* _EXERCISE BRIEF_:
Report the count of lines that carry the string "styles", and add nothing.

--- Begin ---

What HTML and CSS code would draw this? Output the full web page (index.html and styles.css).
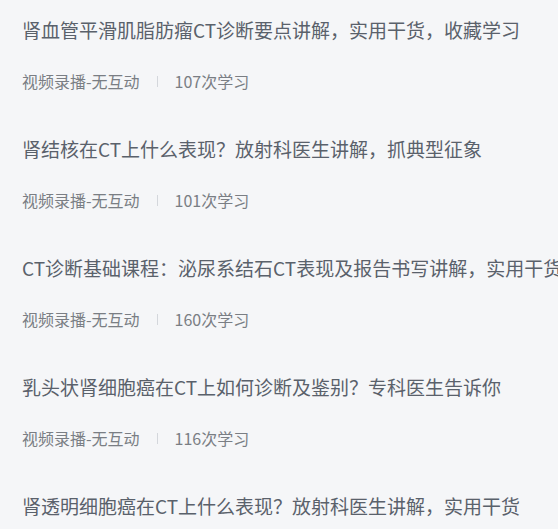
FILE: index.html
```html
<!DOCTYPE html>
<html lang="zh-CN">
<head>
<meta charset="utf-8">
<title>课程列表</title>
<link rel="stylesheet" href="styles.css">
</head>
<body>
<ul class="course-list">
  <li class="course">
    <div class="course-title">肾血管平滑肌脂肪瘤CT诊断要点讲解，实用干货，收藏学习</div>
    <div class="course-meta"><span class="meta-type">视频录播-无互动</span><span class="meta-sep"></span><span class="meta-count">107次学习</span></div>
  </li>
  <li class="course">
    <div class="course-title">肾结核在CT上什么表现？放射科医生讲解，抓典型征象</div>
    <div class="course-meta"><span class="meta-type">视频录播-无互动</span><span class="meta-sep"></span><span class="meta-count">101次学习</span></div>
  </li>
  <li class="course">
    <div class="course-title">CT诊断基础课程：泌尿系结石CT表现及报告书写讲解，实用干货，收藏学习</div>
    <div class="course-meta"><span class="meta-type">视频录播-无互动</span><span class="meta-sep"></span><span class="meta-count">160次学习</span></div>
  </li>
  <li class="course">
    <div class="course-title">乳头状肾细胞癌在CT上如何诊断及鉴别？专科医生告诉你</div>
    <div class="course-meta"><span class="meta-type">视频录播-无互动</span><span class="meta-sep"></span><span class="meta-count">116次学习</span></div>
  </li>
  <li class="course">
    <div class="course-title">肾透明细胞癌在CT上什么表现？放射科医生讲解，实用干货</div>
  </li>
</ul>
</body>
</html>
```

FILE: styles.css
```css
html, body {
  margin: 0;
  padding: 0;
  overflow: hidden;
  background: #f5f6f8;
}

body {
  font-family: "Microsoft YaHei", "Noto Sans CJK SC", "Noto Sans", sans-serif;
}

.course-list {
  list-style: none;
  margin: 0;
  padding: 16px 0 0 22px;
}

.course {
  display: flex;
  flex-direction: column;
  gap: 27px;
  padding-bottom: 44px;
}

.course-title {
  font-size: 19px;
  line-height: 28px;
  color: #5a616b;
  white-space: nowrap;
  overflow: hidden;
}

.course-meta {
  display: flex;
  align-items: center;
  font-size: 16px;
  line-height: 20px;
  color: #7a7e84;
}

.meta-sep {
  width: 1px;
  height: 11px;
  background: #d4d7dc;
  margin: 0 17px;
}
```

--- End ---

* _OUTPUT OF THE TASK_:
3